Summer: endless sunny days, rosy cheeks, no more wildly-flying-pigtails-while-airborne-into-puddles but the same peals and squeals of laughter are heard back-and-forth on the swing.
Once the harvest is in.
The barn after all needs to be filled. Winter, after all, will come round again.
An ancient maxim extols the virtue of work first, play later. But while the emphasis is indeed upon the sweat of our labor, enjoying the journey, reaping the benefits, is implied as well. Don’t shirk work, but don’t either downplay the importance of play. Today, tomorrow and the next – like slipping pearls on a string – each day, true enough, is to have its un-neglected duties, incrementally achieved, that add to the necklace but – just as important – it is R&R on the swing; digging clams on the beach with your son; flying kites or just dabbling your toes off the dock in the water or skipping rocks with whomever or even alone that add to the shine.
High up in the North Cascades I’m told there is a scrawled message at the terminus of the Pacific Crest Trail that stretches 2,663 miles from Mexico to Canada that reads something to the affect, ‘Never reach the end of your life only to discover you have not lived.’
John Henry Cardinal Newman expressed it similarly: “Fear not that life shall come to an end, but rather fear that it shall never have a beginning.”

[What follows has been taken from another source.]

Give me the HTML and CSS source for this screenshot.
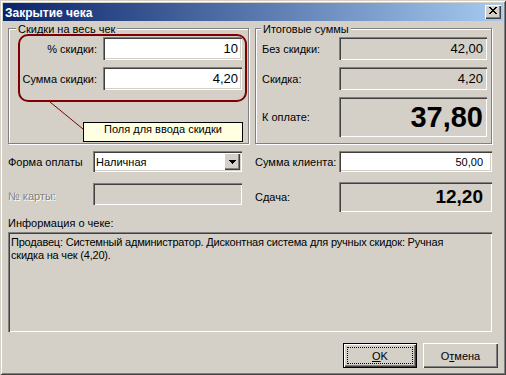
FILE: index.html
```html
<!DOCTYPE html>
<html lang="ru">
<head>
    <meta charset="UTF-8">
    <meta name="viewport" content="width=device-width, initial-scale=1.0">
    <title>Закрытие чека</title>
    <link rel="stylesheet" href="styles.css">
</head>
<body>

<div class="window">
    <div class="titlebar">
        <span class="title">Закрытие чека</span>
        <button class="close-btn" type="button">
            <svg width="8" height="7" viewBox="0 0 8 7" shape-rendering="crispEdges">
                <path d="M0 0h2v1H0zM6 0h2v1H6zM1 1h2v1H1zM5 1h2v1H5zM2 2h4v1H2zM3 3h2v1H3zM2 4h4v1H2zM1 5h2v1H1zM5 5h2v1H5zM0 6h2v1H0zM6 6h2v1H6z" fill="#000"/>
            </svg>
        </button>
    </div>

    <div class="client">
        <div class="main-grid">
            <!-- Discount for the whole receipt -->
            <div class="group discount-group">
                <span class="group-title">Скидки на весь чек</span>
                <div class="highlight">
                    <div class="field-row">
                        <label class="lbl" for="percent">% скидки:</label>
                        <input class="edit value" id="percent" type="text" value="10">
                    </div>
                    <div class="field-row">
                        <label class="lbl" for="discount-sum">Сумма скидки:</label>
                        <input class="edit value" id="discount-sum" type="text" value="4,20">
                    </div>
                </div>
                <svg class="callout">
                    <line x1="41" y1="73" x2="74" y2="100" stroke="#800000" stroke-width="1"/>
                </svg>
                <div class="hint">Поля для ввода скидки</div>
            </div>

            <!-- Totals -->
            <div class="group totals-group">
                <span class="group-title">Итоговые суммы</span>
                <div class="field-row">
                    <span class="lbl">Без скидки:</span>
                    <div class="readonly value">42,00</div>
                </div>
                <div class="field-row">
                    <span class="lbl">Скидка:</span>
                    <div class="readonly value">4,20</div>
                </div>
                <div class="field-row">
                    <span class="lbl">К оплате:</span>
                    <div class="readonly big">37,80</div>
                </div>
            </div>

            <div class="cell">
                <span class="cell-lbl">Форма оплаты</span>
                <div class="combo">
                    <span class="combo-text">Наличная</span>
                    <span class="combo-btn">
                        <svg width="7" height="4" viewBox="0 0 7 4" shape-rendering="crispEdges">
                            <path d="M0 0h7v1H0zM1 1h5v1H1zM2 2h3v1H2zM3 3h1v1H3z" fill="#000"/>
                        </svg>
                    </span>
                </div>
            </div>

            <div class="cell">
                <label class="cell-lbl wide" for="client-sum">Сумма клиента:</label>
                <input class="edit client-sum" id="client-sum" type="text" value="50,00">
            </div>

            <div class="cell card-cell">
                <span class="cell-lbl disabled">№ карты:</span>
                <div class="card-field"></div>
            </div>

            <div class="cell change-cell">
                <span class="cell-lbl wide">Сдача:</span>
                <div class="readonly change">12,20</div>
            </div>
        </div>

        <div class="info-label">Информация о чеке:</div>
        <div class="memo">
            Продавец: Системный администратор. Дисконтная система для ручных скидок: Ручная<br>
            скидка на чек (4,20).
        </div>

        <div class="buttons">
            <button class="btn btn-default" type="button"><span class="focus"><u>O</u>K</span></button>
            <button class="btn" type="button">О<u>т</u>мена</button>
        </div>
    </div>
</div>

</body>
</html>
```

FILE: styles.css
```css
* {
    box-sizing: border-box;
}

body {
    margin: 0;
    background-color: #d4d0c8;
    font-family: "Liberation Sans", Arial, sans-serif;
    font-size: 11px;
    color: #000;
}

input,
button {
    font-family: inherit;
    font-size: inherit;
    color: #000;
    border: none;
    outline: none;
    margin: 0;
}

.window {
    width: 506px;
    height: 375px;
    padding: 3px;
    display: flex;
    flex-direction: column;
    background-color: #d4d0c8;
    box-shadow: inset 1px 1px #d4d0c8, inset -1px -1px #404040, inset 2px 2px #fff, inset -2px -2px #808080;
}

/* Title bar */
.titlebar {
    height: 18px;
    display: flex;
    align-items: center;
    justify-content: space-between;
    padding: 0 2px;
    background: linear-gradient(to right, #0a246a, #a6caf0);
}

.title {
    color: #fff;
    font-size: 12px;
    font-weight: bold;
    padding-top: 1px;
}

.close-btn {
    width: 16px;
    height: 14px;
    padding: 2px 0 0;
    display: flex;
    justify-content: center;
    align-items: flex-start;
    background-color: #d4d0c8;
    box-shadow: inset 1px 1px #fff, inset -1px -1px #404040, inset -2px -2px #808080;
}

/* Client area */
.client {
    flex: 1;
    padding: 7px 5px 4px 5px;
    display: flex;
    flex-direction: column;
}

.main-grid {
    display: grid;
    grid-template-columns: 241px 237px;
    grid-template-rows: auto 21px 33px;
    column-gap: 6px;
    row-gap: 7px;
}

/* Group boxes */
.group {
    position: relative;
    border: 1px solid #808080;
    box-shadow: inset 1px 1px #fff, 1px 1px #fff;
}

.group-title {
    display: block;
    width: max-content;
    margin-top: -6px;
    padding: 0 2px;
    line-height: 13px;
    background-color: #d4d0c8;
}

.discount-group {
    padding: 0 1px 1px 9px;
}

.discount-group .group-title {
    margin-left: -2px;
}

.highlight {
    margin-top: -2px;
    padding: 1px 3px 10px 0;
    display: flex;
    flex-direction: column;
    gap: 7px;
    border: 2px solid #800000;
    border-radius: 10px;
}

.field-row {
    display: flex;
    align-items: center;
    gap: 6px;
}

.discount-group .lbl {
    width: 77px;
    text-align: right;
}

.callout {
    position: absolute;
    left: 0;
    top: 0;
    width: 100%;
    height: 100%;
    overflow: visible;
    pointer-events: none;
}

.hint {
    width: 160px;
    height: 20px;
    margin: 20px 0 0 65px;
    border: 1px solid #000;
    background-color: #ffffe1;
    text-align: center;
    line-height: 13px;
}

.totals-group {
    padding: 0 3px 0 6px;
}

.totals-group .group-title {
    margin-left: -1px;
}

.totals-group .field-row {
    gap: 0;
    margin-top: 7px;
}

.totals-group .group-title + .field-row {
    margin-top: 1px;
}

.totals-group .lbl {
    width: 77px;
}

/* Edits */
.edit,
.readonly,
.combo,
.card-field,
.memo {
    box-shadow: inset 1px 1px #808080, inset 2px 2px #404040, inset -1px -1px #fff, inset -2px -2px #d4d0c8;
}

.edit {
    width: 139px;
    height: 23px;
    padding: 0 4px;
    background-color: #fff;
    text-align: right;
}

.value {
    font-size: 13px;
}

.readonly {
    width: 148px;
    height: 23px;
    padding: 0 4px;
    display: flex;
    align-items: center;
    justify-content: flex-end;
    background-color: #d4d0c8;
}

.readonly.big {
    height: 40px;
    font-size: 29px;
    font-weight: bold;
}

/* Lower rows */
.cell {
    display: flex;
    align-items: center;
}

.cell-lbl {
    width: 85px;
}

.cell-lbl.wide {
    width: 84px;
}

.cell-lbl.disabled {
    color: #808080;
    text-shadow: 1px 1px #fff;
}

.combo {
    width: 149px;
    height: 21px;
    padding: 2px;
    display: flex;
    align-items: center;
    justify-content: space-between;
    background-color: #fff;
}

.combo-text {
    padding-left: 1px;
}

.combo-btn {
    width: 16px;
    height: 17px;
    display: flex;
    align-items: center;
    justify-content: center;
    background-color: #d4d0c8;
    box-shadow: inset 1px 1px #fff, inset -1px -1px #404040, inset -2px -2px #808080;
}

.client-sum {
    flex: 1;
    height: 21px;
    padding-right: 9px;
}

.card-cell,
.change-cell {
    margin-top: 3px;
    align-items: flex-start;
}

.card-cell {
    padding-top: 1px;
}

.card-cell .cell-lbl {
    line-height: 22px;
    padding-top: 2px;
}

.card-field {
    width: 149px;
    height: 22px;
    background-color: #d4d0c8;
}

.change-cell {
    align-items: center;
}

.readonly.change {
    flex: 1;
    height: 30px;
    padding-right: 9px;
    font-size: 19px;
    font-weight: bold;
}

/* Info memo */
.info-label {
    margin-top: 5px;
    line-height: 13px;
}

.memo {
    width: 484px;
    height: 100px;
    margin-top: 2px;
    padding: 4px 3px;
    line-height: 13px;
    letter-spacing: -0.2px;
    background-color: #d4d0c8;
}

/* Dialog buttons */
.buttons {
    margin-top: 11px;
    display: flex;
    justify-content: flex-end;
    gap: 6px;
}

.btn {
    width: 75px;
    height: 25px;
    padding: 0;
    background-color: #d4d0c8;
    box-shadow: inset 1px 1px #fff, inset -1px -1px #404040, inset -2px -2px #808080;
}

.btn-default {
    width: 74px;
    padding: 3px;
    border: 1px solid #000;
}

.focus {
    display: flex;
    align-items: center;
    justify-content: center;
    height: 100%;
    border: 1px dotted #000;
}
```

My brother has hiked that trail from Lake Tahoe to the end. He killed and ate a rattlesnake in Northern California; slipped on a glacier and tumbled into the rocks breaking his wrist in Washington and – following the temporary splint provided serendipitously by a fellow-hiker that night who turned out to be a doctor trudging the opposite direction – kept on nonetheless for two more weeks finally celebrating the completion of literally mountains of memories.
Today we rowed together in a double, my brother and me. No records were set, it was only our second time – ever, in all of our sixty-plus years. He’s always been a kayaker, renowned in fact, and me a rower.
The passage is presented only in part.